**Stated goal:**
Omit every picture and return the rest of the data unaltered.

**Data segment:**
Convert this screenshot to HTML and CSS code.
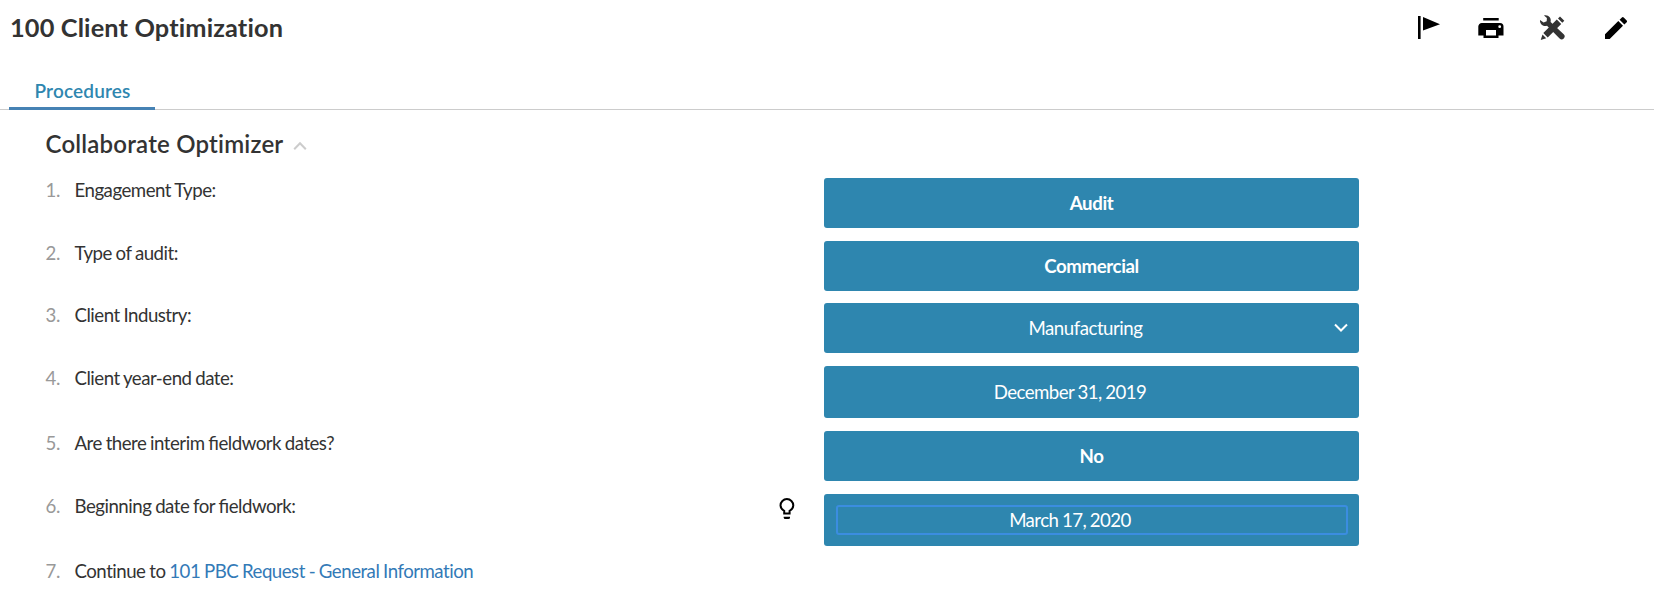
FILE: index.html
```
<!DOCTYPE html>
<html lang="en">
<head>
<meta charset="utf-8">
<title>100 Client Optimization</title>
<link rel="stylesheet" href="styles.css">
</head>
<body>
<header class="header">
  <h1 class="title">100 Client Optimization</h1>
  <div class="tools">
    <svg class="tool" viewBox="0 0 28 28"><path d="M3 2h2.600v23H3zM8 3l17 7.200L8 16.500z"/></svg>
    <svg class="tool" viewBox="0 0 28 28"><path d="M6.200 4h15.500v2.600H6.200zM5 9h18a3.500 3.500 0 0 1 3.500 3.500V21.500h-5V24h-15v-2.500h-5.200V12.500A3.500 3.500 0 0 1 5 9zM9 16v5.600h10V16zM22.700 11.300a1.400 1.400 0 1 0 0 2.800a1.400 1.400 0 0 0 0-2.800z" fill-rule="evenodd"/></svg>
    <svg class="tool tool-dark" viewBox="1 0 28 28"><path d="M1 6L4.600 8.400L7.700 7.200L7.900 4L5 1.500C9 .3 12.800 3.800 11.600 8L24.700 20.300A2.900 2.900 0 0 1 20.600 24.500L8 11.700C4.200 13 .5 10 1 6z"/><path d="M17.800 5.600L22.200 10L8.700 23.500L4.300 19.100zM19 4.500L21 2.500L25.300 6.800L23.300 8.800zM3.500 20.600L7.200 24.200L1.700 26z"/></svg>
    <svg class="tool" viewBox="0 0 28 28"><path d="M3 20.300L16.300 7L21 11.700L7.700 25H3zM17.600 5.700L19.900 3.400Q20.800 2.600 21.700 3.400L24.700 6.400Q25.500 7.300 24.700 8.200L22.400 10.400z"/></svg>
  </div>
</header>
<nav class="tabs"><a class="tab">Procedures</a></nav>
<main class="content">
  <h2 class="section">Collaborate Optimizer
    <svg class="caret" viewBox="0 0 14 10"><path d="M1.200 8.200L7 2.200L12.800 8.200"/></svg>
  </h2>
  <div class="list">
    <div class="row"><span class="num">1.</span><span class="label">Engagement Type:</span><div class="answer strong">Audit</div></div>
    <div class="row"><span class="num">2.</span><span class="label">Type of audit:</span><div class="answer strong">Commercial</div></div>
    <div class="row"><span class="num">3.</span><span class="label">Client Industry:</span><div class="answer select">Manufacturing<svg class="chevron" viewBox="0 0 14 10"><path d="M1 1.500L7 7.500L13 1.500"/></svg></div></div>
    <div class="row"><span class="num">4.</span><span class="label">Client year-end date:</span><div class="answer date"><span class="field">December 31, 2019</span></div></div>
    <div class="row"><span class="num">5.</span><span class="label">Are there interim <span class="lig">fi</span>eldwork dates?</span><div class="answer strong">No</div></div>
    <div class="row"><span class="num">6.</span><span class="label">Beginning date for <span class="lig">fi</span>eldwork:</span><svg class="bulb" viewBox="0 0 16 22"><path class="bulb-glass" d="M5.200 15.500V12.800C3 11.500 1.500 9.800 1.500 7.500a6.200 6.200 0 0 1 12.800 0c0 2.300-1.500 4-3.700 5.300v2.700z"/><path d="M4.700 18.800h6.300v.7q0 1.500-1.500 1.500H6.200q-1.500 0-1.500-1.500z"/></svg><div class="answer date"><span class="field focused">March 17, 2020</span></div></div>
    <div class="row"><span class="num">7.</span><span class="label">Continue to <a class="link">101 PBC Request - General Information</a></span></div>
  </div>
</main>
</body>
</html>
```
FILE: styles.css
```
* { box-sizing: border-box; }
body { margin: 0; background: #fff; color: #333; font-family: Lato, "Liberation Sans", sans-serif; font-size: 18.67px; overflow: hidden; }
.header { height: 74px; display: flex; justify-content: space-between; align-items: flex-start; padding: 14px 24px 0 10px; }
.title { margin: -1px 0 0; font-size: 25.33px; line-height: 28px; font-weight: 700; letter-spacing: 0.14px; }
.tools { display: flex; gap: 34.500px; }
.tool { width: 28px; height: 28px; display: block; overflow: visible; }
.tool-dark { fill: #333; }
.tabs { height: 36px; padding-left: 9px; display: flex; border-bottom: 1px solid #ccc; }
.tab { width: 146px; height: 36px; padding-left: 1px; border-bottom: 3px solid #4682b4; color: #2e86af; font-size: 19px; line-height: 34px; font-weight: 600; letter-spacing: 0.15px; text-align: center; }
.content { padding: 19px 0 0 45px; }
.section { margin: 0; height: 49px; padding-left: 0.500px; font-size: 24px; line-height: 30px; font-weight: 600; letter-spacing: 0.2px; display: flex; align-items: flex-start; gap: 10px; }
.caret { width: 14px; height: 10px; margin-top: 12px; fill: none; stroke: #ccc; stroke-width: 2; }
.list { display: flex; flex-direction: column; gap: 12.67px; }
.row { display: flex; align-items: flex-start; line-height: 24px; }
.num { width: 29.500px; padding-left: 0.500px; letter-spacing: -0.3px; color: #999; }
.label { width: 704.500px; letter-spacing: -0.5px; word-spacing: -0.5px; }
.lig { font-feature-settings: "liga" 1; }
.answer { width: 535px; height: 50px; margin-left: 45px; border-radius: 3px; background: #2e86af; color: #fff; display: flex; align-items: center; justify-content: center; position: relative; }
.strong { font-weight: 700; letter-spacing: -0.4px; }
.select { padding-right: 12px; letter-spacing: -0.48px; }
.date { height: 52.33px; letter-spacing: -0.56px; word-spacing: -0.6px; }
.field { width: 512px; height: 30px; line-height: 26px; border: 2px solid transparent; border-radius: 3px; text-align: center; padding-right: 43px; }
.focused { border-color: #3b8de0; }
.chevron { position: absolute; right: 11.500px; top: 20px; width: 14px; height: 10px; fill: none; stroke: #fff; stroke-width: 2; }
.bulb { width: 16px; height: 22px; margin: 4px -15.500px 0 -0.500px; }
.bulb-glass { fill: none; stroke: #000; stroke-width: 2; }
.link { color: #337ab7; }
```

**Result:**
Convert this screenshot to HTML and CSS code.
FILE: index.html
```
<!DOCTYPE html>
<html lang="en">
<head>
<meta charset="utf-8">
<title>100 Client Optimization</title>
<link rel="stylesheet" href="styles.css">
</head>
<body>
<header class="header">
  <h1 class="title">100 Client Optimization</h1>
  <div class="tools">
    <svg class="tool" viewBox="0 0 28 28"><path d="M3 2h2.600v23H3zM8 3l17 7.200L8 16.500z"/></svg>
    <svg class="tool" viewBox="0 0 28 28"><path d="M6.200 4h15.500v2.600H6.200zM5 9h18a3.500 3.500 0 0 1 3.500 3.500V21.500h-5V24h-15v-2.500h-5.200V12.500A3.500 3.500 0 0 1 5 9zM9 16v5.600h10V16zM22.700 11.300a1.400 1.400 0 1 0 0 2.800a1.400 1.400 0 0 0 0-2.800z" fill-rule="evenodd"/></svg>
    <svg class="tool tool-dark" viewBox="1 0 28 28"><path d="M1 6L4.600 8.400L7.700 7.200L7.900 4L5 1.500C9 .3 12.800 3.800 11.600 8L24.700 20.300A2.900 2.900 0 0 1 20.600 24.500L8 11.700C4.200 13 .5 10 1 6z"/><path d="M17.800 5.600L22.200 10L8.700 23.500L4.300 19.100zM19 4.500L21 2.500L25.300 6.800L23.300 8.800zM3.500 20.600L7.200 24.200L1.700 26z"/></svg>
    <svg class="tool" viewBox="0 0 28 28"><path d="M3 20.300L16.300 7L21 11.700L7.700 25H3zM17.600 5.700L19.900 3.400Q20.800 2.600 21.700 3.400L24.700 6.400Q25.500 7.300 24.700 8.200L22.400 10.400z"/></svg>
  </div>
</header>
<nav class="tabs"><a class="tab">Procedures</a></nav>
<main class="content">
  <h2 class="section">Collaborate Optimizer
    <svg class="caret" viewBox="0 0 14 10"><path d="M1.200 8.200L7 2.200L12.800 8.200"/></svg>
  </h2>
  <div class="list">
    <div class="row"><span class="num">1.</span><span class="label">Engagement Type:</span><div class="answer strong">Audit</div></div>
    <div class="row"><span class="num">2.</span><span class="label">Type of audit:</span><div class="answer strong">Commercial</div></div>
    <div class="row"><span class="num">3.</span><span class="label">Client Industry:</span><div class="answer select">Manufacturing<svg class="chevron" viewBox="0 0 14 10"><path d="M1 1.500L7 7.500L13 1.500"/></svg></div></div>
    <div class="row"><span class="num">4.</span><span class="label">Client year-end date:</span><div class="answer date"><span class="field">December 31, 2019</span></div></div>
    <div class="row"><span class="num">5.</span><span class="label">Are there interim <span class="lig">fi</span>eldwork dates?</span><div class="answer strong">No</div></div>
    <div class="row"><span class="num">6.</span><span class="label">Beginning date for <span class="lig">fi</span>eldwork:</span><svg class="bulb" viewBox="0 0 16 22"><path class="bulb-glass" d="M5.200 15.500V12.800C3 11.500 1.500 9.800 1.500 7.500a6.200 6.200 0 0 1 12.800 0c0 2.300-1.500 4-3.700 5.300v2.700z"/><path d="M4.700 18.800h6.300v.7q0 1.500-1.500 1.500H6.200q-1.500 0-1.500-1.500z"/></svg><div class="answer date"><span class="field focused">March 17, 2020</span></div></div>
    <div class="row"><span class="num">7.</span><span class="label">Continue to <a class="link">101 PBC Request - General Information</a></span></div>
  </div>
</main>
</body>
</html>
```
FILE: styles.css
```
* { box-sizing: border-box; }
body { margin: 0; background: #fff; color: #333; font-family: Lato, "Liberation Sans", sans-serif; font-size: 18.67px; overflow: hidden; }
.header { height: 74px; display: flex; justify-content: space-between; align-items: flex-start; padding: 14px 24px 0 10px; }
.title { margin: -1px 0 0; font-size: 25.33px; line-height: 28px; font-weight: 700; letter-spacing: 0.14px; }
.tools { display: flex; gap: 34.500px; }
.tool { width: 28px; height: 28px; display: block; overflow: visible; }
.tool-dark { fill: #333; }
.tabs { height: 36px; padding-left: 9px; display: flex; border-bottom: 1px solid #ccc; }
.tab { width: 146px; height: 36px; padding-left: 1px; border-bottom: 3px solid #4682b4; color: #2e86af; font-size: 19px; line-height: 34px; font-weight: 600; letter-spacing: 0.15px; text-align: center; }
.content { padding: 19px 0 0 45px; }
.section { margin: 0; height: 49px; padding-left: 0.500px; font-size: 24px; line-height: 30px; font-weight: 600; letter-spacing: 0.2px; display: flex; align-items: flex-start; gap: 10px; }
.caret { width: 14px; height: 10px; margin-top: 12px; fill: none; stroke: #ccc; stroke-width: 2; }
.list { display: flex; flex-direction: column; gap: 12.67px; }
.row { display: flex; align-items: flex-start; line-height: 24px; }
.num { width: 29.500px; padding-left: 0.500px; letter-spacing: -0.3px; color: #999; }
.label { width: 704.500px; letter-spacing: -0.5px; word-spacing: -0.5px; }
.lig { font-feature-settings: "liga" 1; }
.answer { width: 535px; height: 50px; margin-left: 45px; border-radius: 3px; background: #2e86af; color: #fff; display: flex; align-items: center; justify-content: center; position: relative; }
.strong { font-weight: 700; letter-spacing: -0.4px; }
.select { padding-right: 12px; letter-spacing: -0.48px; }
.date { height: 52.33px; letter-spacing: -0.56px; word-spacing: -0.6px; }
.field { width: 512px; height: 30px; line-height: 26px; border: 2px solid transparent; border-radius: 3px; text-align: center; padding-right: 43px; }
.focused { border-color: #3b8de0; }
.chevron { position: absolute; right: 11.500px; top: 20px; width: 14px; height: 10px; fill: none; stroke: #fff; stroke-width: 2; }
.bulb { width: 16px; height: 22px; margin: 4px -15.500px 0 -0.500px; }
.bulb-glass { fill: none; stroke: #000; stroke-width: 2; }
.link { color: #337ab7; }
```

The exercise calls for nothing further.